Task prompt -
Output every line of the material exactly, omitting images.
** Start Collected material **
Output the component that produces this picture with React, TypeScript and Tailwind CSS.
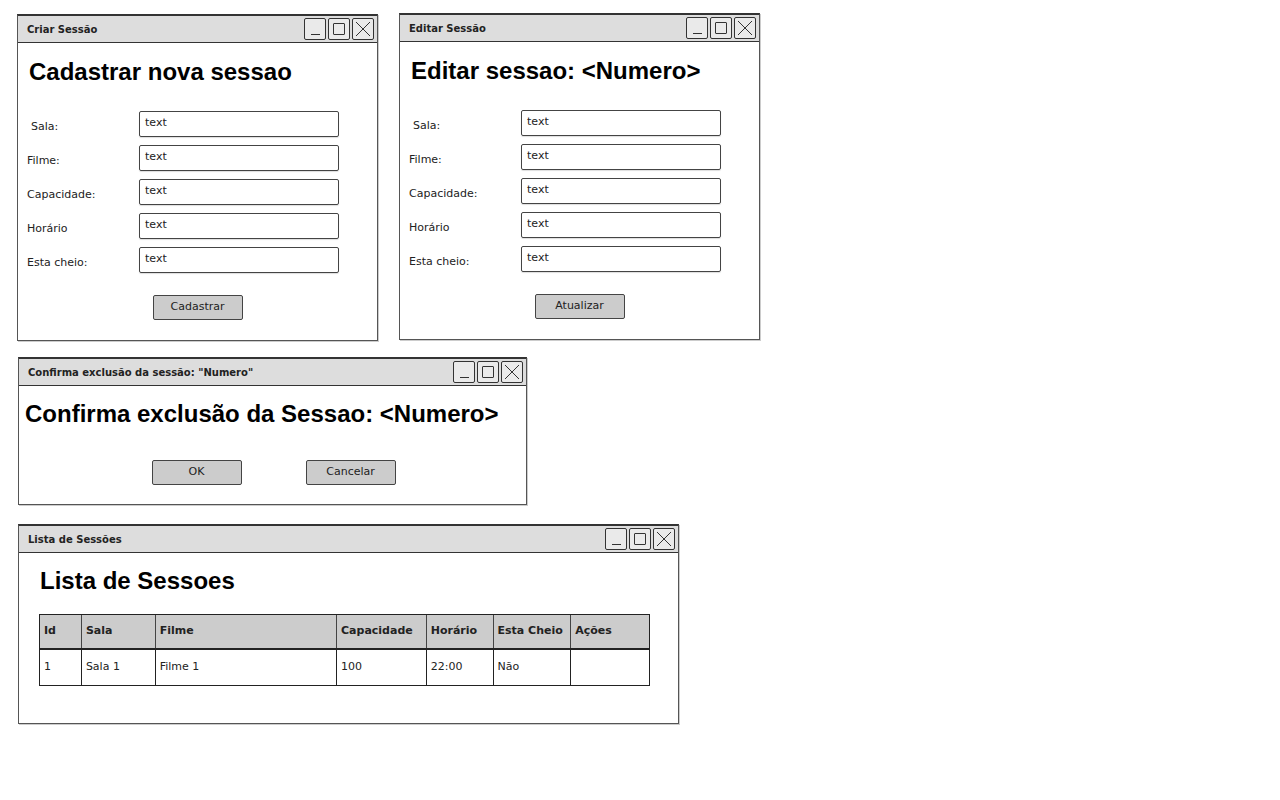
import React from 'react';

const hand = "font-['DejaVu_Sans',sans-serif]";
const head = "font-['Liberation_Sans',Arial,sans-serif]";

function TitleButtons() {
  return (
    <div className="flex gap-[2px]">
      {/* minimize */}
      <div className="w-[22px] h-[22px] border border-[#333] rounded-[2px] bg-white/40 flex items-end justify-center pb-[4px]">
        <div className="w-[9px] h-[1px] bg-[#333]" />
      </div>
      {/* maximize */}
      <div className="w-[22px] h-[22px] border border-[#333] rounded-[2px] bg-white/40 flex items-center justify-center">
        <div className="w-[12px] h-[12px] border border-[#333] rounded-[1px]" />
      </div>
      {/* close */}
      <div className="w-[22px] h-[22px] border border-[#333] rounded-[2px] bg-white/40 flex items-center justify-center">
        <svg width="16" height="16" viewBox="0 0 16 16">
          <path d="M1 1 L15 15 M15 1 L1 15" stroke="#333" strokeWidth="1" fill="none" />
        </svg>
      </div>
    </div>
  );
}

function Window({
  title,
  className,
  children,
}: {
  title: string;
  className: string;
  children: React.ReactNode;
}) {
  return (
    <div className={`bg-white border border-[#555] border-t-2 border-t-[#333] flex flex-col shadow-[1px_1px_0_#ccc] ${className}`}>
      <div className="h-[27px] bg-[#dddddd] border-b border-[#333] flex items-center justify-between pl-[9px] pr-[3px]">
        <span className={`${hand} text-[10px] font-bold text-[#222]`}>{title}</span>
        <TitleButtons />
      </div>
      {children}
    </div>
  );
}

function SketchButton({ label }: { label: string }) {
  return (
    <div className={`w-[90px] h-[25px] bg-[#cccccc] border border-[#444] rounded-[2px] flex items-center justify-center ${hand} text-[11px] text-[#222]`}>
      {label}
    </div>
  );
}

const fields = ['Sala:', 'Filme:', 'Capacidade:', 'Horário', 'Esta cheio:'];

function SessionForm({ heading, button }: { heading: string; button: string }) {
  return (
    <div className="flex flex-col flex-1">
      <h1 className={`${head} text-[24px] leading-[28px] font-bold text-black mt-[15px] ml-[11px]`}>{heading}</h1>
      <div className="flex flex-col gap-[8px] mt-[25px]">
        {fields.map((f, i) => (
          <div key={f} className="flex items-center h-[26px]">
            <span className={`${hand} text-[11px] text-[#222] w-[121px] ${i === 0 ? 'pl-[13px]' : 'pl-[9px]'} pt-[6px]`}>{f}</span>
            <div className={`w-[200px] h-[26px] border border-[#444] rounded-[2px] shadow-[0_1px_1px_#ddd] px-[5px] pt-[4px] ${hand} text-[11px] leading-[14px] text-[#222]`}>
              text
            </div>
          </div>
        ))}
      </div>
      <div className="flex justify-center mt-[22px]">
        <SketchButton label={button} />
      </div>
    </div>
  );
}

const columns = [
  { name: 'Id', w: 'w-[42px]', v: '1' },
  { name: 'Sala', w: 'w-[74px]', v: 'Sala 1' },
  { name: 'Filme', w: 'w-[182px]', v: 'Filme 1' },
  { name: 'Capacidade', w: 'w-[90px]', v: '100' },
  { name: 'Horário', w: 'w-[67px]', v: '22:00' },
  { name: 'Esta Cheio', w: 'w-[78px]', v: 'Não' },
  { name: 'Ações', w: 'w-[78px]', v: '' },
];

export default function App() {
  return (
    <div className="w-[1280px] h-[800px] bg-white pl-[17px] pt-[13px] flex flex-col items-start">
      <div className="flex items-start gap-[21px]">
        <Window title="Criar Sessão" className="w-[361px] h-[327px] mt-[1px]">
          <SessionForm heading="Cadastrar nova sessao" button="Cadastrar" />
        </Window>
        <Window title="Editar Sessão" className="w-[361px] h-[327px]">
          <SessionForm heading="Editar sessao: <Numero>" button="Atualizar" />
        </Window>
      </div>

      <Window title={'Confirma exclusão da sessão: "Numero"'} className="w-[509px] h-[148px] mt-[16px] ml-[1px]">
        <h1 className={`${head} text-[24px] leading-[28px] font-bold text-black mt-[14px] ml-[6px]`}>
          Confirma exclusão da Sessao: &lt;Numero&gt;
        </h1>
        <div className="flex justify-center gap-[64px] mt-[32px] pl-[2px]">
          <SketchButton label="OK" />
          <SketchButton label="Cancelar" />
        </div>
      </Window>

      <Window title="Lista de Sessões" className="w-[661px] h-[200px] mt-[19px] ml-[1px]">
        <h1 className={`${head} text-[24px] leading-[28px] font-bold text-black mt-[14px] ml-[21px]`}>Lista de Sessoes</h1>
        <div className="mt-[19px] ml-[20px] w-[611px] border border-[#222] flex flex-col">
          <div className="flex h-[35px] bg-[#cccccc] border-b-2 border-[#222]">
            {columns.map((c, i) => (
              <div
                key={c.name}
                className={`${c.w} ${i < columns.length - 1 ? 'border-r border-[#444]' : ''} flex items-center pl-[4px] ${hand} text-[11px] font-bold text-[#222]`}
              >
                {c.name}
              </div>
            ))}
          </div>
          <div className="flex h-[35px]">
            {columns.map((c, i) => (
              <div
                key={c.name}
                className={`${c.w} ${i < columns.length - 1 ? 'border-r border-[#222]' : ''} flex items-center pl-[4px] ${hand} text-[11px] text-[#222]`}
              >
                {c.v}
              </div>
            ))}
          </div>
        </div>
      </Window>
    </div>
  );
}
** End Collected material **
The answer -
Output the component that produces this picture with React, TypeScript and Tailwind CSS.
import React from 'react';

const hand = "font-['DejaVu_Sans',sans-serif]";
const head = "font-['Liberation_Sans',Arial,sans-serif]";

function TitleButtons() {
  return (
    <div className="flex gap-[2px]">
      {/* minimize */}
      <div className="w-[22px] h-[22px] border border-[#333] rounded-[2px] bg-white/40 flex items-end justify-center pb-[4px]">
        <div className="w-[9px] h-[1px] bg-[#333]" />
      </div>
      {/* maximize */}
      <div className="w-[22px] h-[22px] border border-[#333] rounded-[2px] bg-white/40 flex items-center justify-center">
        <div className="w-[12px] h-[12px] border border-[#333] rounded-[1px]" />
      </div>
      {/* close */}
      <div className="w-[22px] h-[22px] border border-[#333] rounded-[2px] bg-white/40 flex items-center justify-center">
        <svg width="16" height="16" viewBox="0 0 16 16">
          <path d="M1 1 L15 15 M15 1 L1 15" stroke="#333" strokeWidth="1" fill="none" />
        </svg>
      </div>
    </div>
  );
}

function Window({
  title,
  className,
  children,
}: {
  title: string;
  className: string;
  children: React.ReactNode;
}) {
  return (
    <div className={`bg-white border border-[#555] border-t-2 border-t-[#333] flex flex-col shadow-[1px_1px_0_#ccc] ${className}`}>
      <div className="h-[27px] bg-[#dddddd] border-b border-[#333] flex items-center justify-between pl-[9px] pr-[3px]">
        <span className={`${hand} text-[10px] font-bold text-[#222]`}>{title}</span>
        <TitleButtons />
      </div>
      {children}
    </div>
  );
}

function SketchButton({ label }: { label: string }) {
  return (
    <div className={`w-[90px] h-[25px] bg-[#cccccc] border border-[#444] rounded-[2px] flex items-center justify-center ${hand} text-[11px] text-[#222]`}>
      {label}
    </div>
  );
}

const fields = ['Sala:', 'Filme:', 'Capacidade:', 'Horário', 'Esta cheio:'];

function SessionForm({ heading, button }: { heading: string; button: string }) {
  return (
    <div className="flex flex-col flex-1">
      <h1 className={`${head} text-[24px] leading-[28px] font-bold text-black mt-[15px] ml-[11px]`}>{heading}</h1>
      <div className="flex flex-col gap-[8px] mt-[25px]">
        {fields.map((f, i) => (
          <div key={f} className="flex items-center h-[26px]">
            <span className={`${hand} text-[11px] text-[#222] w-[121px] ${i === 0 ? 'pl-[13px]' : 'pl-[9px]'} pt-[6px]`}>{f}</span>
            <div className={`w-[200px] h-[26px] border border-[#444] rounded-[2px] shadow-[0_1px_1px_#ddd] px-[5px] pt-[4px] ${hand} text-[11px] leading-[14px] text-[#222]`}>
              text
            </div>
          </div>
        ))}
      </div>
      <div className="flex justify-center mt-[22px]">
        <SketchButton label={button} />
      </div>
    </div>
  );
}

const columns = [
  { name: 'Id', w: 'w-[42px]', v: '1' },
  { name: 'Sala', w: 'w-[74px]', v: 'Sala 1' },
  { name: 'Filme', w: 'w-[182px]', v: 'Filme 1' },
  { name: 'Capacidade', w: 'w-[90px]', v: '100' },
  { name: 'Horário', w: 'w-[67px]', v: '22:00' },
  { name: 'Esta Cheio', w: 'w-[78px]', v: 'Não' },
  { name: 'Ações', w: 'w-[78px]', v: '' },
];

export default function App() {
  return (
    <div className="w-[1280px] h-[800px] bg-white pl-[17px] pt-[13px] flex flex-col items-start">
      <div className="flex items-start gap-[21px]">
        <Window title="Criar Sessão" className="w-[361px] h-[327px] mt-[1px]">
          <SessionForm heading="Cadastrar nova sessao" button="Cadastrar" />
        </Window>
        <Window title="Editar Sessão" className="w-[361px] h-[327px]">
          <SessionForm heading="Editar sessao: <Numero>" button="Atualizar" />
        </Window>
      </div>

      <Window title={'Confirma exclusão da sessão: "Numero"'} className="w-[509px] h-[148px] mt-[16px] ml-[1px]">
        <h1 className={`${head} text-[24px] leading-[28px] font-bold text-black mt-[14px] ml-[6px]`}>
          Confirma exclusão da Sessao: &lt;Numero&gt;
        </h1>
        <div className="flex justify-center gap-[64px] mt-[32px] pl-[2px]">
          <SketchButton label="OK" />
          <SketchButton label="Cancelar" />
        </div>
      </Window>

      <Window title="Lista de Sessões" className="w-[661px] h-[200px] mt-[19px] ml-[1px]">
        <h1 className={`${head} text-[24px] leading-[28px] font-bold text-black mt-[14px] ml-[21px]`}>Lista de Sessoes</h1>
        <div className="mt-[19px] ml-[20px] w-[611px] border border-[#222] flex flex-col">
          <div className="flex h-[35px] bg-[#cccccc] border-b-2 border-[#222]">
            {columns.map((c, i) => (
              <div
                key={c.name}
                className={`${c.w} ${i < columns.length - 1 ? 'border-r border-[#444]' : ''} flex items-center pl-[4px] ${hand} text-[11px] font-bold text-[#222]`}
              >
                {c.name}
              </div>
            ))}
          </div>
          <div className="flex h-[35px]">
            {columns.map((c, i) => (
              <div
                key={c.name}
                className={`${c.w} ${i < columns.length - 1 ? 'border-r border-[#222]' : ''} flex items-center pl-[4px] ${hand} text-[11px] text-[#222]`}
              >
                {c.v}
              </div>
            ))}
          </div>
        </div>
      </Window>
    </div>
  );
}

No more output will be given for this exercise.